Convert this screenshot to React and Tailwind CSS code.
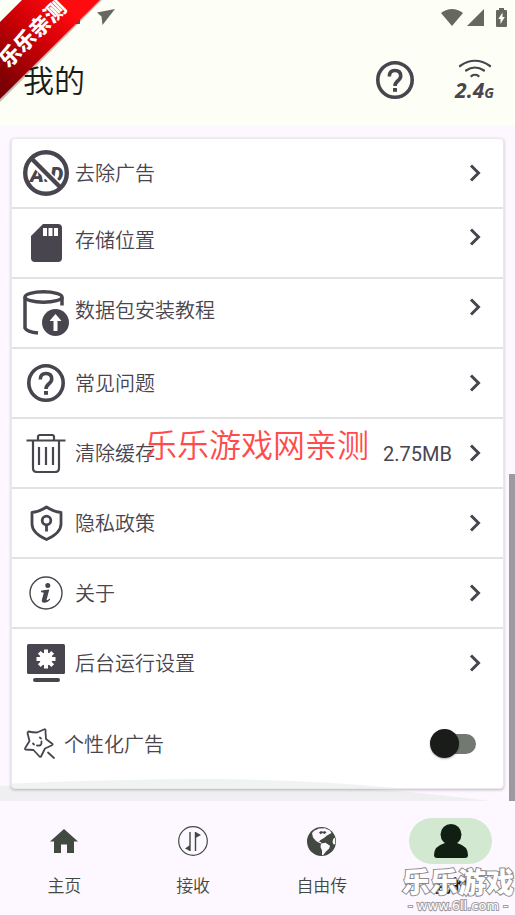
import React, { useState } from "react";

const MENU = [
  { id: "ads", label: "去除广告", Icon: NoAdsIcon },
  { id: "storage", label: "存储位置", Icon: SdCardIcon, raised: true },
  { id: "packages", label: "数据包安装教程", Icon: DatabaseIcon, raised: true },
  { id: "faq", label: "常见问题", Icon: HelpIcon },
  { id: "cache", label: "清除缓存", Icon: TrashIcon, value: "2.75MB" },
  { id: "privacy", label: "隐私政策", Icon: ShieldIcon },
  { id: "about", label: "关于", Icon: InfoIcon },
  { id: "background", label: "后台运行设置", Icon: MonitorIcon },
];

const TABS = [
  { id: "home", label: "主页", Icon: HomeIcon },
  { id: "receive", label: "接收", Icon: TransferIcon },
  { id: "free", label: "自由传", Icon: GlobeIcon },
  { id: "me", label: "我的", Icon: PersonIcon },
];

export default function App() {
  const [tab, setTab] = useState("me");

  return (
    <div className="relative flex min-h-screen flex-col overflow-hidden bg-[#fdf7ff] font-['Roboto','Noto_Sans_CJK_SC',sans-serif] text-[#49454f]">
      <Header />
      <main className="relative flex-1 px-[11px] py-3">
        <Settings />
        {/* Scroll thumb */}
        <div className="absolute right-0 bottom-0 h-[327px] w-[6px] bg-[#9e98a1]" />
      </main>
      <TabBar tab={tab} onChange={setTab} />
      <Ribbon />
    </div>
  );
}

function Header() {
  return (
    <header className="h-[126px] bg-[#fdfef5]">
      <StatusBar />
      <div className="flex h-[92px] items-center pr-5 pl-[23px]">
        <h1 className="flex-1 pt-1 text-[31px] font-[350] text-[#1a1c19]">我的</h1>
        <button type="button" aria-label="帮助" className="mr-10">
          <HelpIcon />
        </button>
        <button type="button" className="flex w-[41px] flex-col items-center pt-1">
          <svg width="34" height="19" viewBox="0 0 34 19" fill="none" stroke="#49454f" strokeLinecap="round" strokeWidth="2.2">
            <path d="M2 7Q17-3.500 32 7" />
            <path d="M8 11.500Q17 5.500 26 11.500" />
            <path d="M13.500 17Q17 14.500 20.500 17" />
          </svg>
          <span className="font-['Open_Sans'] text-[21px] leading-6 font-bold italic">
            2.4<span className="text-[14px]">G</span>
          </span>
        </button>
      </div>
    </header>
  );
}

function StatusBar() {
  return (
    <div className="flex h-[34px] items-center justify-between pr-2 pl-[75px] text-[#666860]">
      <svg width="40" height="18" viewBox="0 0 40 18" fill="currentColor">
        <path d="M0 11h5v5H0z" />
        <path d="M22 4.500L40 1 27.500 17 26.500 8.500z" />
      </svg>
      <div className="flex items-center">
        <svg width="22" height="17" viewBox="0 0 22 17" fill="currentColor" className="mr-1">
          <path d="M0 4Q11-4 22 4L11 17z" />
        </svg>
        <svg width="17" height="17" viewBox="0 0 17 17" fill="currentColor" className="mr-3">
          <path d="M17 0v17H0z" />
        </svg>
        <svg width="11" height="19" viewBox="0 0 11 19">
          <path fill="currentColor" d="M3 0h5v2h2q1 0 1 1v15q0 1-1 1H1q-1 0-1-1V3q0-1 1-1h2z" />
          <path fill="#fdfef5" d="M6.500 4.500v4.500h2.300L4.500 16v-5H2.300z" />
        </svg>
      </div>
    </div>
  );
}

function Settings() {
  const [personalized, setPersonalized] = useState(false);

  return (
    <div className="relative">
      {/* Pale hill behind the card */}
      <svg className="absolute -bottom-3 -left-[11px]" width="490" height="22" viewBox="0 0 490 22" fill="#efeef0">
        <path d="M0 7Q270-7 490 22H0z" />
      </svg>
      <section className="relative overflow-hidden rounded border border-[#ebe8ee] bg-white shadow-[0_1px_3px_rgba(0,0,0,0.25)]">
        <svg className="absolute bottom-0 left-0" width="400" height="9" viewBox="0 0 400 9" fill="#f0f4f1">
          <path d="M0 4.500Q110 0 200 0Q300 1 385 9H0z" />
        </svg>
        <ul>
          {MENU.map((item) => (
            <MenuRow key={item.id} item={item} />
          ))}
        </ul>
        <label className="relative flex h-[89px] cursor-pointer items-center pr-[27px] pl-3 text-[20px] font-[350]">
          <StarIcon />
          <span className="ml-2 flex-1 pt-0.5">个性化广告</span>
          <input
            type="checkbox"
            role="switch"
            checked={personalized}
            onChange={(e) => setPersonalized(e.target.checked)}
            className="relative h-[29px] w-[46px] appearance-none before:absolute before:top-[5px] before:right-0
                       before:h-5 before:w-10 before:rounded-full before:bg-[#717971] after:absolute after:top-0
                       after:left-0 after:size-[29px] after:rounded-full after:bg-[#1a1c19]
                       after:shadow-[0_1px_2px_rgba(0,0,0,0.3)] checked:after:left-[17px]"
          />
        </label>
      </section>
      <p className="pointer-events-none absolute top-[284px] left-[134px] text-[32px] leading-12 font-[350] text-[#ff4b4b]">
        乐乐游戏网亲测
      </p>
    </div>
  );
}

function MenuRow({ item }) {
  const { label, Icon, value, raised } = item;

  return (
    <li className="h-[70px] border-b-2 border-[#e2e1e3] last:border-transparent">
      <button type="button" className="flex h-full w-full items-center pr-[21px] pl-[11px] text-left">
        <span className="flex w-[46px] justify-center">
          <Icon />
        </span>
        <span className={`ml-[6px] flex-1 text-[20px] font-[350] ${raised ? "pb-1" : "pt-0.5"}`}>{label}</span>
        {value && <span className="mr-[17px] pt-0.5 text-[20px]">{value}</span>}
        <span className={raised ? "pb-3" : ""}>
          <svg width="13" height="18" viewBox="0 0 13 18" fill="none" stroke="currentColor" strokeWidth="3">
            <path d="M2 1.500L9.500 9 2 16.500" />
          </svg>
        </span>
      </button>
    </li>
  );
}

function TabBar({ tab, onChange }) {
  return (
    <nav className="relative grid h-[114px] grid-cols-4 bg-[#fdf7ff] pt-[17px] text-[#424940]">
      {TABS.map(({ id, label, Icon }) => {
        const active = id === tab;
        return (
          <button key={id} type="button" onClick={() => onChange(id)} className="flex flex-col items-center">
            <span
              className={`flex h-[46px] w-[83px] items-center justify-center rounded-full
                ${active ? "bg-[#d3e8d0] text-[#111f12]" : ""}`}
            >
              <Icon />
            </span>
            <span className={`mt-2 text-[17px] leading-7 ${active ? "font-bold text-[#1a1c19]" : "font-[350]"}`}>
              {label}
            </span>
          </button>
        );
      })}
      <Watermark />
    </nav>
  );
}

function Watermark() {
  return (
    <div className="pointer-events-none absolute right-px bottom-px flex flex-col items-center text-white [paint-order:stroke]">
      <span className="text-[28px] leading-7 font-black [-webkit-text-stroke:2px_#8b888e]">乐乐游戏</span>
      <span className="font-['DejaVu_Sans'] text-[13px] leading-4 [-webkit-text-stroke:2px_#a19ea4]">
        - www.6ll.com -
      </span>
    </div>
  );
}

function Ribbon() {
  return (
    <div className="pointer-events-none absolute top-0 left-0 size-[102px]">
      <svg className="absolute inset-0" width="102" height="102" viewBox="0 0 102 102">
        <defs>
          <linearGradient id="ribbon" x1="0" y1="1" x2="1" y2="0">
            <stop offset="0.1" stopColor="#7d0004" />
            <stop offset="0.5" stopColor="#cf0006" />
            <stop offset="0.8" stopColor="#ff0a0f" />
          </linearGradient>
        </defs>
        <path d="M24 0h78L0 102V24z" fill="#000" opacity="0.25" />
        <path d="M22 0h78L0 99V22z" fill="url(#ribbon)" />
      </svg>
      <span className="absolute top-[20px] -left-[9px] w-[84px] -rotate-45 text-center text-[21px] leading-7 font-black whitespace-nowrap text-white">
        乐乐亲测
      </span>
    </div>
  );
}

/* ---------- Menu icons ---------- */

function NoAdsIcon() {
  return (
    <svg width="46" height="46" viewBox="0 0 46 46">
      <text x="7" y="32" fontSize="21" fontWeight="900" fontStyle="italic" fontFamily="Roboto" fill="currentColor">
        A.D
      </text>
      <path d="M7 9l31 29" stroke="#fff" strokeWidth="8" />
      <circle cx="23" cy="23" r="20.800" fill="none" stroke="currentColor" strokeWidth="4.400" />
      <path d="M8 8l30 30" stroke="currentColor" strokeWidth="4.400" />
    </svg>
  );
}

function SdCardIcon() {
  return (
    <svg width="31" height="38" viewBox="0 0 31 38">
      <path fill="currentColor" d="M12 0h15q4 0 4 4v30q0 4-4 4H4q-4 0-4-4V12z" />
      <path fill="#fff" d="M12 4h4v8h-4zM17.500 4h4v8h-4zM23 4h4v8h-4z" />
    </svg>
  );
}

function DatabaseIcon() {
  return (
    <svg width="46" height="46" viewBox="0 0 46 46" fill="none" stroke="currentColor" strokeWidth="3.500">
      <ellipse cx="20.500" cy="7" rx="18.500" ry="5.200" />
      <path d="M2 7v31q2 4 13 5M39 7v8.500" />
      <circle cx="32.500" cy="32.500" r="13.500" fill="currentColor" stroke="none" />
      <path fill="#fff" stroke="none" d="M32.500 24l6 7H34.500v10h-4V31h-4z" />
    </svg>
  );
}

function HelpIcon() {
  return (
    <svg width="38" height="38" viewBox="0 0 38 38" fill="none" stroke="currentColor" strokeWidth="3.600">
      <circle cx="19" cy="19" r="17.200" />
      <path d="M13.300 15.500q0-6 5.700-6t5.700 5.500q0 2.500-3 5-2.700 2.200-2.700 5" />
      <path d="M19 27v3.800" strokeWidth="4" />
    </svg>
  );
}

function TrashIcon() {
  return (
    <svg width="40" height="40" viewBox="0 0 40 40" fill="none" stroke="currentColor" strokeWidth="2.200">
      <path d="M.500 7.500h39M12 7V4q0-2 2-2h12q2 0 2 2v3M7 8v27q0 4 4 4h18q4 0 4-4V8" />
      <path d="M13 14v18M20 14v18M27 14v18" />
    </svg>
  );
}

function ShieldIcon() {
  return (
    <svg width="33" height="36" viewBox="0 0 33 36" fill="none" stroke="currentColor" strokeWidth="2.800">
      <path strokeLinejoin="round" d="M16.500 2Q23 6.500 31 7.500V19q0 9-14.500 15.500Q2 28 2 19V7.500Q10 6.500 16.500 2z" />
      <circle cx="16.500" cy="15.500" r="4.300" />
      <path d="M16.500 19.500v7" />
    </svg>
  );
}

function InfoIcon() {
  return (
    <svg width="34" height="34" viewBox="0 0 34 34">
      <circle cx="17" cy="17" r="16" fill="none" stroke="currentColor" strokeWidth="1.400" />
      <circle cx="18.800" cy="9.500" r="2.500" fill="currentColor" />
      <path
        fill="currentColor"
        d="M12 14.800q4-1 8.300-1.300L17.700 23.300q-.3 1.500 1 .8l2-1.400.5 1q-3 3.300-6 3-3.200-.4-2.200-3.500l1.700-6q.2-1-2.700-.9z"
      />
    </svg>
  );
}

function MonitorIcon() {
  return (
    <svg width="38" height="38" viewBox="0 0 38 38">
      <rect width="38" height="30" y="0" rx="1.500" fill="currentColor" />
      <rect x="6" y="34" width="27" height="4" rx="2" fill="currentColor" />
      <g stroke="#fff" strokeWidth="4">
        <path d="M19 5.500v19M9.500 15h19M12.300 8.300l13.400 13.400M25.700 8.300L12.300 21.700" />
      </g>
      <circle cx="19" cy="15" r="6.500" fill="#fff" />
    </svg>
  );
}

function StarIcon() {
  return (
    <svg width="32" height="32" viewBox="0 0 32 32" fill="none" stroke="currentColor" strokeWidth="1.800" strokeLinecap="round" strokeLinejoin="round">
      <path d="M4.500 3.500Q9 4.500 13 4.500L20.500 1.200Q22 1.500 21.500 4L22 11l6.500 5q.5 1-1 1.500l-6.500 3-4 8q-1 1-2-.5L9.500 22l-8-.5q-1-.5 0-2l4-6.500L3.500 5q0-1 1-1.500z" />
      <path d="M24 24.500l6 5.500M15.800 9.500l1.200 1M9 15.500l1 1M13 17.500q5 1 4.500-4" />
    </svg>
  );
}

/* ---------- Tab icons ---------- */

function HomeIcon() {
  return (
    <svg width="28" height="24" viewBox="0 0 28 24" fill="currentColor">
      <path d="M14 0l14 12.500h-4V24h-7v-8.500h-6V24H4V12.500H0z" />
    </svg>
  );
}

function TransferIcon() {
  return (
    <svg width="30" height="30" viewBox="0 0 30 30">
      <circle cx="15" cy="15" r="14.300" fill="none" stroke="currentColor" strokeWidth="1.200" />
      <path d="M12 6v19M17.500 6v19" stroke="currentColor" strokeWidth="1.400" />
      <path fill="currentColor" d="M12 25v-6l-5 3.500zM17.500 6v6L23 9z" />
    </svg>
  );
}

function GlobeIcon() {
  return (
    <svg width="29" height="29" viewBox="0 0 29 29">
      <circle cx="14.500" cy="14.500" r="14.500" fill="currentColor" />
      <g fill="#fdf7ff">
        <path d="M5 6l2.500-2.500L12 1.500l6-.2 5 2.200 1.500 2.500L20 8.500l-3 2.500-3.500 2-1.500 1.500 2.500 1-1 1L9 14l-3-3.500z" />
        <path d="M14 16.500l4.500-.8 4.500 3-.8 2.800-3.200 3-3 3.800-1-.3v-4.500l-1.500-3.500z" />
        <path d="M28 10.500l-1.800 1.500-.7 3 1 2.500 1.800-.5z" />
      </g>
      <path fill="currentColor" d="M12 5.500l2-1.500 2 .8L18 4l1.500 1.500-2 1.500-2-1-2 1.200z" />
    </svg>
  );
}

function PersonIcon() {
  return (
    <svg width="34" height="34" viewBox="0 0 34 34" fill="currentColor">
      <circle cx="17" cy="10.500" r="10.500" />
      <path d="M11 19h12q11 3 11 12 0 3-3 3H3q-3 0-3-3 0-9 11-12z" />
    </svg>
  );
}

------------------------------------------------

Exercise goal: Take every line containing the word "React" and copy it.

Written answer:
Convert this screenshot to React and Tailwind CSS code.
import React, { useState } from "react";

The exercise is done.